One such stock that investors need to hold on to right now is HP Inc. (HPQ - Free Report) . Though there are a few concerns, these are short lived and the stock has the potential to perform well in the long run.

HP’s share price movement has been quite favorable. Over the past one year, its shares have gained 58.60%, compared with just 34.68% increase recorded by the Zacks categorized Computer-Mini Computers industry.

What’s Driving HP?

HP reported better-than-expected first-quarter fiscal 2017 results driven mainly by strength in Personal System and execution of restructuring actions and productivity initiatives.

The company reported non-GAAP earnings per share of 38 cents per share, which came ahead of the Zacks Consensus Estimate by a penny. Also, earnings increased from the year-ago figure of 36 cents per share.

Notably, Hewlett-Packard Company split itself into two standalone companies — HP Inc. and Hewlett-Packard Enterprise (HPE - Free Report) — effective Nov 1, 2015. Post the split, its PC and printer business has been operating as HP Inc., while Hewlett-Packard Enterprise specializes in commercial tech products.

HP’s total revenue increased 3.6% year over year to $12.684 billion and came ahead of the Zacks Consensus Estimate of $11.774 billion. The better-than-expected top-line performance was driven mainly by strength in the Personal System segment and outperformance of newly launched products.

We are impressed by the performance of HP Inc.’s PC segment, wherein the year-over-year increase was witnessed mainly due to growth in Commercial and Consumer revenues.

HP’s efforts to turn around the business have been commendable. The company is working on product innovation and differentiation as well as enhancing the capabilities of the printing business to stabilize the top line.
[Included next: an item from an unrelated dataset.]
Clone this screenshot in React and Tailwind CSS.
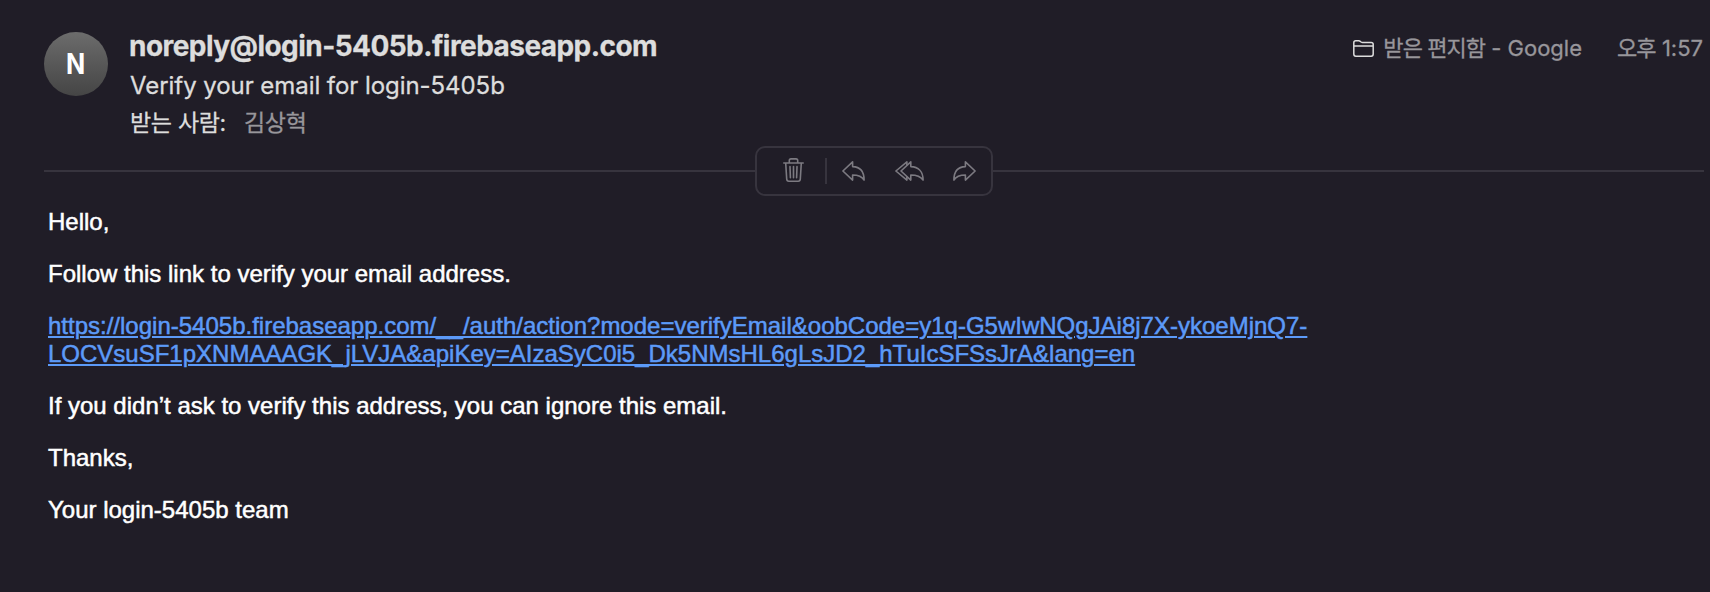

Furthermore, looking at the data compiled by two independent research firms – Gartner and International Data Corporation – we believe that the downtrend in PC shipments showed signs of stabilization in fourth-quarter 2016, compared with the previous quarters.
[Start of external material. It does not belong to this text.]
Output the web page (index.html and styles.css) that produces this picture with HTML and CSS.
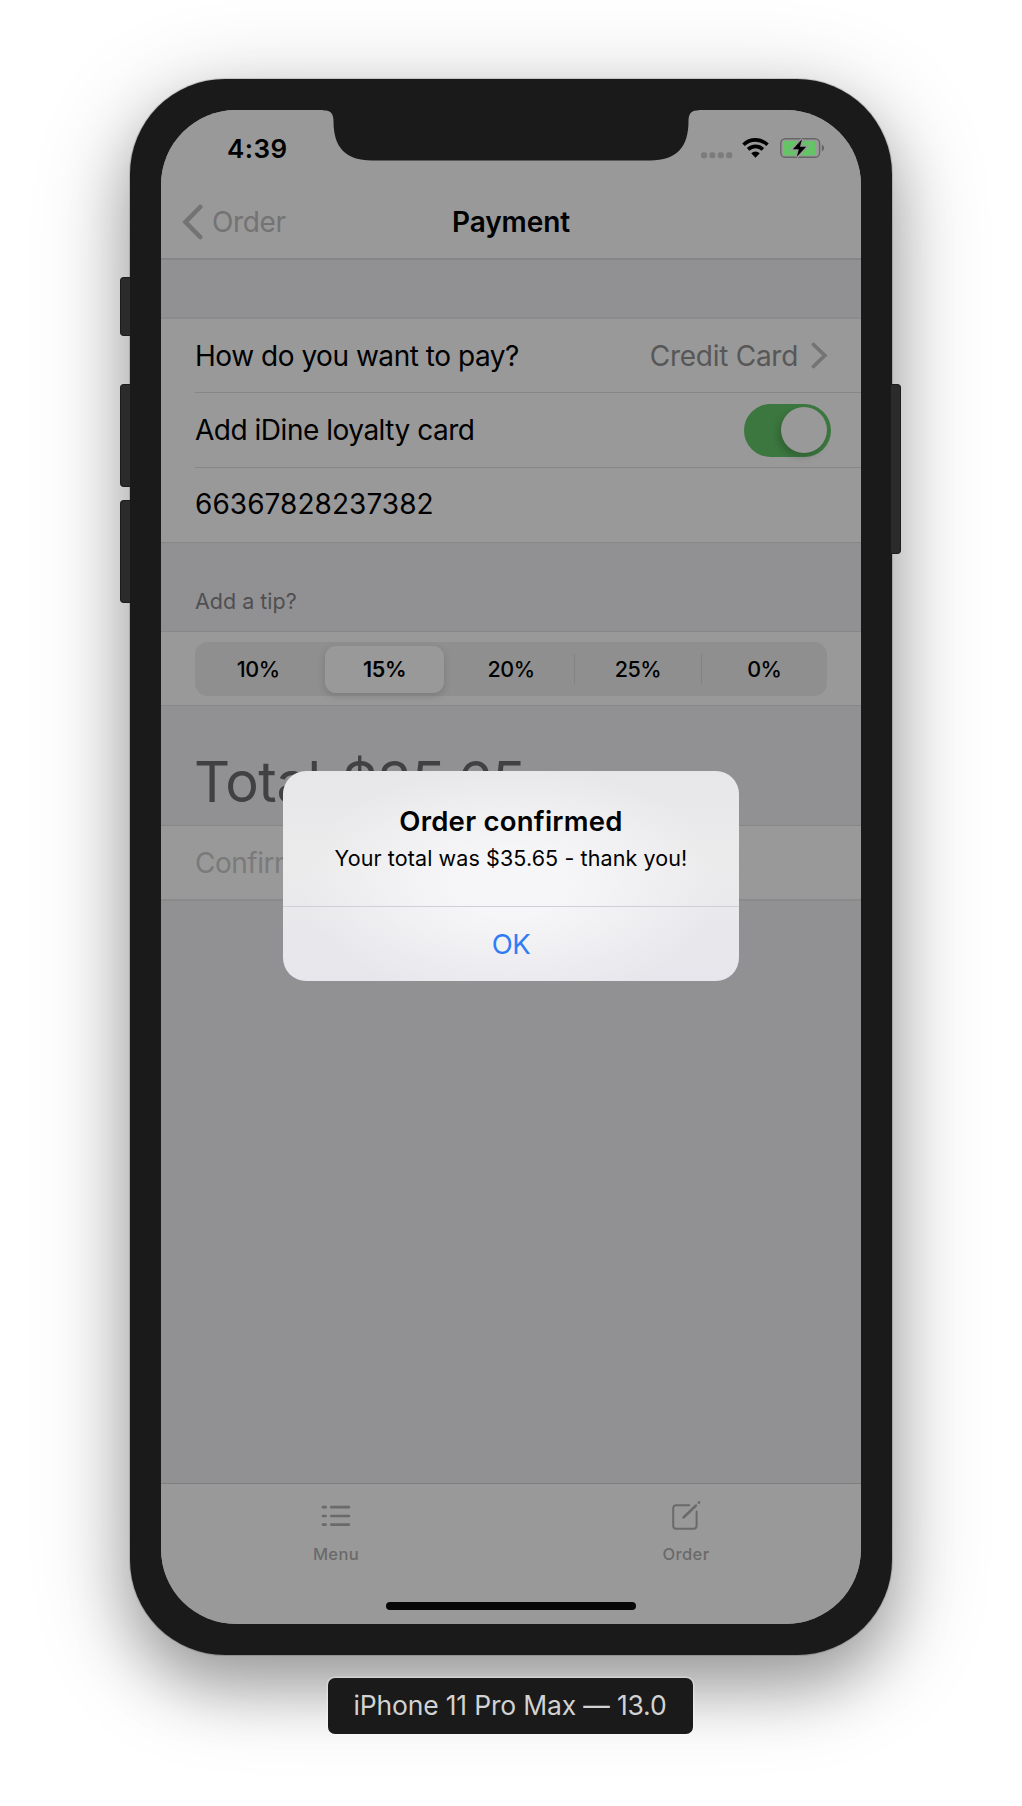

Notably, for HP, this was the third consecutive quarter of year-over-year shipment growth following five back-to-back quarters of underperformance. The company witnessed a 4.3% increase in PC shipments and raised its market share to 20.4% from 18.8% in the year-ago quarter. We believe that the company’s ongoing restructuring initiatives will result in lower costs, while enhancing both productivity and profitability.

The stock’s long-term earnings per share growth rate is 2.57% and it carries a VGM Style Score of “A.” The company also has an average positive surprise of 3.63%.

Moreover, from a valuation perspective, the stock looks very attractive as it currently trades significantly lower than the industry average based on a forward earnings estimate. This signifies huge upward potential. HP currently trades at a forward P/E of 310.81x compared with the industry group average of 33.60x.

Risks Remain

The company provided a not-so-encouraging forthcoming and fiscal 2017 earnings guidance. For the fiscal second quarter, HP projects non-GAAP earnings in a range of 37 cents to 40 cents per share (mid-point: 38.5 cents). The Zacks Consensus Estimate is pegged at 39 cents.

HP reiterated its fiscal 2017 earnings guidance. The company continues to anticipate non-GAAP earnings per share in a band of $1.55–$1.65 (mid-point: $1.6). The Zacks Consensus Estimate stands at $1.61 per share.

Also, macroeconomic challenges and tepid IT spending remain near-term concerns. Competition from the likes of International Business Machines (IBM - Free Report) and Apple (AAPL - Free Report) add to its woes.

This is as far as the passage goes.